* _Task objective_: Take the material below and retype it in full; pictures are left out.

* _Data_:
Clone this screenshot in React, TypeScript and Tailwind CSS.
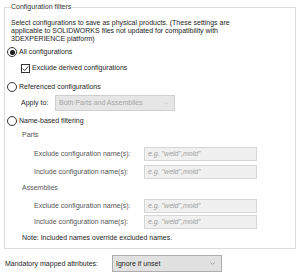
import { ChevronDown } from 'lucide-react'

function Radio({ checked }: { checked?: boolean }) {
    return (
        <span className="w-[10px] h-[10px] rounded-full border border-[#333333] bg-white flex items-center justify-center shrink-0">
            {checked && <span className="w-[5px] h-[5px] rounded-full bg-[#1a1a1a]" />}
        </span>
    )
}

function Check() {
    return (
        <span className="w-[9px] h-[9px] border border-[#333333] bg-white flex items-center justify-center shrink-0">
            <svg width="7" height="7" viewBox="0 0 8 8">
                <path d="M1 4.2 L3.1 6.3 L7 1.8" fill="none" stroke="#222" strokeWidth="1" />
            </svg>
        </span>
    )
}

function NameRow({ label, className }: { label: string; className?: string }) {
    return (
        <div className={'flex items-center h-[14px] ' + (className ?? '')}>
            <span className="w-[139px] pl-[29px] text-[#555555] shrink-0 whitespace-nowrap">{label}</span>
            <div className="w-[113px] h-[14px] bg-[#f0f0f0] border border-[#d6d6d6] flex items-center pl-[3px] italic text-[#a0a0a0]">
                e.g. "weld",mold"
            </div>
        </div>
    )
}

export default function App() {
    return (
        <div className="w-[300px] h-[276px] bg-white text-[7px] leading-[8px] text-[#1e1e1e] font-['Liberation_Sans',Arial,sans-serif] overflow-hidden">
            <fieldset className="ml-[4px] w-[292px] h-[249px] border border-[#dcdcdc] pl-0 pb-[4px]">
                <legend className="ml-[6px] leading-[14px] text-[#333333]">Configuration filters</legend>

                {/* Description */}
                <p className="mt-[5px] pl-[6px] w-[246px] leading-[8px]">
                    Select configurations to save as physical products. (These settings are applicable to SOLIDWORKS
                    files not updated for compatibility with 3DEXPERIENCE platform)
                </p>

                <div className="mt-[3px] h-[12px] flex items-center gap-[2px] pl-[2px]">
                    <Radio checked />
                    <span>All configurations</span>
                </div>
                <div className="mt-[4px] h-[12px] flex items-center gap-[2px] pl-[16px]">
                    <Check />
                    <span>Exclude derived configurations</span>
                </div>

                <div className="mt-[7px] h-[12px] flex items-center gap-[2px] pl-[2px]">
                    <Radio />
                    <span>Referenced configurations</span>
                </div>
                <div className="mt-[2px] h-[16px] flex items-center pl-[16px]">
                    <span className="w-[34px]">Apply to:</span>
                    <div className="w-[120px] h-[16px] bg-[#e6e6e6] border border-[#cfcfcf] flex items-center justify-between pl-[3px] pr-[4px] text-[#a5a5a5]">
                        <span>Both Parts and Assemblies</span>
                        <ChevronDown size={7} strokeWidth={1.5} className="text-[#b5b5b5]" />
                    </div>
                </div>

                <div className="mt-[4px] h-[12px] flex items-center gap-[2px] pl-[2px]">
                    <Radio />
                    <span>Name-based filtering</span>
                </div>

                <div className="mt-[3px] h-[10px] flex items-center pl-[17px] text-[#555555]">Parts</div>
                <NameRow label="Exclude configuration name(s):" className="mt-[7px]" />
                <NameRow label="Include configuration name(s):" className="mt-[4px]" />

                <div className="mt-[4px] h-[10px] flex items-center pl-[17px] text-[#555555]">Assemblies</div>
                <NameRow label="Exclude configuration name(s):" className="mt-[6px]" />
                <NameRow label="Include configuration name(s):" className="mt-[2px]" />

                <div className="mt-[4px] h-[10px] flex items-center pl-[17px]">
                    Note: Included names override excluded names.
                </div>
            </fieldset>

            <div className="mt-[6px] h-[17px] flex items-center pl-[5px]">
                <span className="w-[107px]">Mandatory mapped attributes:</span>
                <div className="w-[110px] h-[17px] bg-[#e1e1e1] border border-[#adadad] flex items-center justify-between pl-[3px] pr-[5px]">
                    <span>Ignore if unset</span>
                    <ChevronDown size={7} strokeWidth={1.5} className="text-[#555555]" />
                </div>
            </div>
        </div>
    )
}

* _Exercise result_:
Clone this screenshot in React, TypeScript and Tailwind CSS.
import { ChevronDown } from 'lucide-react'

function Radio({ checked }: { checked?: boolean }) {
    return (
        <span className="w-[10px] h-[10px] rounded-full border border-[#333333] bg-white flex items-center justify-center shrink-0">
            {checked && <span className="w-[5px] h-[5px] rounded-full bg-[#1a1a1a]" />}
        </span>
    )
}

function Check() {
    return (
        <span className="w-[9px] h-[9px] border border-[#333333] bg-white flex items-center justify-center shrink-0">
            <svg width="7" height="7" viewBox="0 0 8 8">
                <path d="M1 4.2 L3.1 6.3 L7 1.8" fill="none" stroke="#222" strokeWidth="1" />
            </svg>
        </span>
    )
}

function NameRow({ label, className }: { label: string; className?: string }) {
    return (
        <div className={'flex items-center h-[14px] ' + (className ?? '')}>
            <span className="w-[139px] pl-[29px] text-[#555555] shrink-0 whitespace-nowrap">{label}</span>
            <div className="w-[113px] h-[14px] bg-[#f0f0f0] border border-[#d6d6d6] flex items-center pl-[3px] italic text-[#a0a0a0]">
                e.g. "weld",mold"
            </div>
        </div>
    )
}

export default function App() {
    return (
        <div className="w-[300px] h-[276px] bg-white text-[7px] leading-[8px] text-[#1e1e1e] font-['Liberation_Sans',Arial,sans-serif] overflow-hidden">
            <fieldset className="ml-[4px] w-[292px] h-[249px] border border-[#dcdcdc] pl-0 pb-[4px]">
                <legend className="ml-[6px] leading-[14px] text-[#333333]">Configuration filters</legend>

                {/* Description */}
                <p className="mt-[5px] pl-[6px] w-[246px] leading-[8px]">
                    Select configurations to save as physical products. (These settings are applicable to SOLIDWORKS
                    files not updated for compatibility with 3DEXPERIENCE platform)
                </p>

                <div className="mt-[3px] h-[12px] flex items-center gap-[2px] pl-[2px]">
                    <Radio checked />
                    <span>All configurations</span>
                </div>
                <div className="mt-[4px] h-[12px] flex items-center gap-[2px] pl-[16px]">
                    <Check />
                    <span>Exclude derived configurations</span>
                </div>

                <div className="mt-[7px] h-[12px] flex items-center gap-[2px] pl-[2px]">
                    <Radio />
                    <span>Referenced configurations</span>
                </div>
                <div className="mt-[2px] h-[16px] flex items-center pl-[16px]">
                    <span className="w-[34px]">Apply to:</span>
                    <div className="w-[120px] h-[16px] bg-[#e6e6e6] border border-[#cfcfcf] flex items-center justify-between pl-[3px] pr-[4px] text-[#a5a5a5]">
                        <span>Both Parts and Assemblies</span>
                        <ChevronDown size={7} strokeWidth={1.5} className="text-[#b5b5b5]" />
                    </div>
                </div>

                <div className="mt-[4px] h-[12px] flex items-center gap-[2px] pl-[2px]">
                    <Radio />
                    <span>Name-based filtering</span>
                </div>

                <div className="mt-[3px] h-[10px] flex items-center pl-[17px] text-[#555555]">Parts</div>
                <NameRow label="Exclude configuration name(s):" className="mt-[7px]" />
                <NameRow label="Include configuration name(s):" className="mt-[4px]" />

                <div className="mt-[4px] h-[10px] flex items-center pl-[17px] text-[#555555]">Assemblies</div>
                <NameRow label="Exclude configuration name(s):" className="mt-[6px]" />
                <NameRow label="Include configuration name(s):" className="mt-[2px]" />

                <div className="mt-[4px] h-[10px] flex items-center pl-[17px]">
                    Note: Included names override excluded names.
                </div>
            </fieldset>

            <div className="mt-[6px] h-[17px] flex items-center pl-[5px]">
                <span className="w-[107px]">Mandatory mapped attributes:</span>
                <div className="w-[110px] h-[17px] bg-[#e1e1e1] border border-[#adadad] flex items-center justify-between pl-[3px] pr-[5px]">
                    <span>Ignore if unset</span>
                    <ChevronDown size={7} strokeWidth={1.5} className="text-[#555555]" />
                </div>
            </div>
        </div>
    )
}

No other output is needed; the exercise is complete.